ボトムアップだけで組織は変わらない トップの変化に現場も備えること
宮田 営業というナレッジを会社に蓄積していくことの重要性、またそのナレッジを社員にどう活用していくのかが見えてきたように思えます。このような現場が利益を実感できる取り組みが進んでいくことが、大企業のDXが実現に必要不可欠なのだと感じました。
まだお話は尽きませんが、時間となってしまいました。最後に、おふたりから大手企業でDXに取り組む営業部門・IT部門・企画部門へのメッセージをいただけますか。
福田氏 まず大前提として、企業を大きく動かすためには、トップ自身が動く必要があります。IBMを復活させたルイス・ガースナー会長兼CEOの話は『巨像も踊る』(日本経済新聞出版)などの本でも多くの人が知るところです。トップのリーダーシップで組織は変わることができます。
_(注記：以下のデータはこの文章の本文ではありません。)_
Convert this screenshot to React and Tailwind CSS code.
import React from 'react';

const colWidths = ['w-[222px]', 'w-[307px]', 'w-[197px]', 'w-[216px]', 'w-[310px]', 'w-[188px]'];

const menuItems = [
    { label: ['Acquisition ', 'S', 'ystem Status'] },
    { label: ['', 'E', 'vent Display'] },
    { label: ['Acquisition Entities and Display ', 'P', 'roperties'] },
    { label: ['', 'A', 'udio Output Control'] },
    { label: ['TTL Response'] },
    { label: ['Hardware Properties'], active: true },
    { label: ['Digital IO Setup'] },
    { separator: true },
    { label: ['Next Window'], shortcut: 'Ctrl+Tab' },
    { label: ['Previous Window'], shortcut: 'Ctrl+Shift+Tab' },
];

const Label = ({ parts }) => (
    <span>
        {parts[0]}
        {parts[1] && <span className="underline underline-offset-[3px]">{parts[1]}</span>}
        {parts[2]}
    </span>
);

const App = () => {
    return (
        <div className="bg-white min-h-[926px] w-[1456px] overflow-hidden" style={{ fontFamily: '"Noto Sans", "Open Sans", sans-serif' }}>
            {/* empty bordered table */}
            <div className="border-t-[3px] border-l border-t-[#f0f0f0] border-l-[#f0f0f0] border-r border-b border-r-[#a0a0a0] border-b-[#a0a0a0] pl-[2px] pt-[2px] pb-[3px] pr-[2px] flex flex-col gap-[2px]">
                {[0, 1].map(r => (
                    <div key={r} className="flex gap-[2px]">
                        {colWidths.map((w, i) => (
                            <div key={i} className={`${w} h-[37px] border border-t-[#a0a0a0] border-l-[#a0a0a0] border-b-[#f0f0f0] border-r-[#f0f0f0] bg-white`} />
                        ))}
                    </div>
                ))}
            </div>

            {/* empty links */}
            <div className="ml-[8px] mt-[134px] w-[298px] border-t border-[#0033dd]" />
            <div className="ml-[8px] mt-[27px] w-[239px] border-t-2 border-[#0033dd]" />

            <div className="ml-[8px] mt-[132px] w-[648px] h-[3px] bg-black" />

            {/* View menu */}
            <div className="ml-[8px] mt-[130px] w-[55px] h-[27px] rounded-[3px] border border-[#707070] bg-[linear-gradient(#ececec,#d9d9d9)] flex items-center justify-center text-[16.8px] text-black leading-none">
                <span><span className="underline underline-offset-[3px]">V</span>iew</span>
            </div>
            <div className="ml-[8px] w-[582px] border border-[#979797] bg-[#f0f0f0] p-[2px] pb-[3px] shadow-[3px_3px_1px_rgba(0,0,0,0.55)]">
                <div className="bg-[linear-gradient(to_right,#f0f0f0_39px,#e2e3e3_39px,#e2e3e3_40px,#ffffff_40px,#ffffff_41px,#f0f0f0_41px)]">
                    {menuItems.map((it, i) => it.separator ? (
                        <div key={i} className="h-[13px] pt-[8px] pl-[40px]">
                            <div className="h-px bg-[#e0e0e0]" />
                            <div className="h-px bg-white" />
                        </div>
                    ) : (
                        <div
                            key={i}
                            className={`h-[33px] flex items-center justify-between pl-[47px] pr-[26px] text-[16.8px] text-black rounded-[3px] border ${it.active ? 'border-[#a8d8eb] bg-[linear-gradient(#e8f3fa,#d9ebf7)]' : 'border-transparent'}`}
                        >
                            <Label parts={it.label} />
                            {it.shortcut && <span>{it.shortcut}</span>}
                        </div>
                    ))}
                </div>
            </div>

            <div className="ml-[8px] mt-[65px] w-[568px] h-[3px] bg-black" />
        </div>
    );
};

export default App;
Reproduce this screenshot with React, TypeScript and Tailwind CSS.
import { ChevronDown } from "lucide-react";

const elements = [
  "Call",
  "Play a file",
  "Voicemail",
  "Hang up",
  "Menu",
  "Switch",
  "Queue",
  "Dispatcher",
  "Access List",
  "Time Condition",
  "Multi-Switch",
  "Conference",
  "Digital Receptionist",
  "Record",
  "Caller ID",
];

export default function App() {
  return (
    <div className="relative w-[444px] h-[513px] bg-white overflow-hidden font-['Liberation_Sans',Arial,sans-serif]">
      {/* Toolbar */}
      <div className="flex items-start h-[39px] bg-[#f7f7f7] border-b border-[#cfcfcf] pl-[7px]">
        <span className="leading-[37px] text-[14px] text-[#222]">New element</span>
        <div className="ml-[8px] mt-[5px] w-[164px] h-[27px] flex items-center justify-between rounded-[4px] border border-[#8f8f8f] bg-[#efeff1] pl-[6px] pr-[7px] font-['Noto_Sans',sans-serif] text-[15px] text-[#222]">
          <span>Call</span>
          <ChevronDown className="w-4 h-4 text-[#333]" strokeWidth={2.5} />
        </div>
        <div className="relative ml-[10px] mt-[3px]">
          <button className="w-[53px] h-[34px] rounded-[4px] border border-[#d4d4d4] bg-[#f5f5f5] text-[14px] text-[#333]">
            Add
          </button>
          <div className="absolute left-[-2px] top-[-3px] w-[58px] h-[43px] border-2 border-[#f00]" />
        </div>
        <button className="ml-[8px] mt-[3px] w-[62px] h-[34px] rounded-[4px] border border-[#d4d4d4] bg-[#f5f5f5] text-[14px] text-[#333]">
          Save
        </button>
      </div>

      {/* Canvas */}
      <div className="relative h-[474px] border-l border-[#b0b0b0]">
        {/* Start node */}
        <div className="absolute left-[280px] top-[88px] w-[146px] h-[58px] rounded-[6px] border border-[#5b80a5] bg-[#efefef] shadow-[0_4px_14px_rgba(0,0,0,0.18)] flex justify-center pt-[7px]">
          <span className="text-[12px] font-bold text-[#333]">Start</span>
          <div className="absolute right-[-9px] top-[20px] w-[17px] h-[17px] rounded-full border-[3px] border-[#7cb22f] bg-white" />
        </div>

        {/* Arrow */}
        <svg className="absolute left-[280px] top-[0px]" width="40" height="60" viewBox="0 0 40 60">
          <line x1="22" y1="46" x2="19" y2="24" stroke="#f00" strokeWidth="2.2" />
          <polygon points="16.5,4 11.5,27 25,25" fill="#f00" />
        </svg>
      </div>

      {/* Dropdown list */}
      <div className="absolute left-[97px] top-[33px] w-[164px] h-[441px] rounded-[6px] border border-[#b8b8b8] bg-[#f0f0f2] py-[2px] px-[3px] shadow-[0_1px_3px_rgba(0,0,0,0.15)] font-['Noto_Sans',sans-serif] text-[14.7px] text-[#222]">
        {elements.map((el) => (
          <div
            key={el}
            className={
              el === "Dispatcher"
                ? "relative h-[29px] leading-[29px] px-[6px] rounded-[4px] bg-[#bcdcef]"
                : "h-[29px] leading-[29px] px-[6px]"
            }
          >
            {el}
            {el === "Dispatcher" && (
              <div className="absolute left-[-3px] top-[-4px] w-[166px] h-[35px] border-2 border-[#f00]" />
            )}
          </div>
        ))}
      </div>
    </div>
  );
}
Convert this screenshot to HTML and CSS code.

厳しい言い方になるかもしれませんが、逆にボトムアップだけで変わった組織というものはあまり見たことがありません。トップが変われば、社員も変わることが求められます。私自身、長らく新しいツールや考え方を日本企業に取り入れていくことを生業としてきましたが、どうしても変化には時間がかかります。中堅層の方も5~10年のスパンで変化に向き合っていただきたいですし、経営層・管理職の方々は「自分たちの代で波風を立てたくない」と考えず、積極的に変革に取り組んでもらいたい。そういった方々を応援していきたいです。
徳田氏 この記事を読んでいる方の中には、30代、40代の中堅層も多いかと思います。大手企業の中で、組織を変えたい、営業を変えたいと思っている人たちと、つながり、一緒に考え、動いていきたいです。我々の「セールスDX」の取り組み自体も、まだまだ道半ばですが、失敗談なども含めて積極的に情報を公開していこうと考えています。
また現場の方にも、トップがリーダーシップを発揮したときに、すぐに対応できるスキルや考え方を持っておけるように、これらの情報発信がヒントとなれば嬉しいです。
宮田 立場は違えど、日本企業の力、ひいては人材の力を伸ばしていくためにテクノロジーは有効な手段であるとお考えのおふたりと座談会を実施でき、非常に勉強になりました。
この輪を広げていくべく、「セールスDX研究所」でも今後さまざまな取り組みを進めていければと思います。本日はありがとうございました!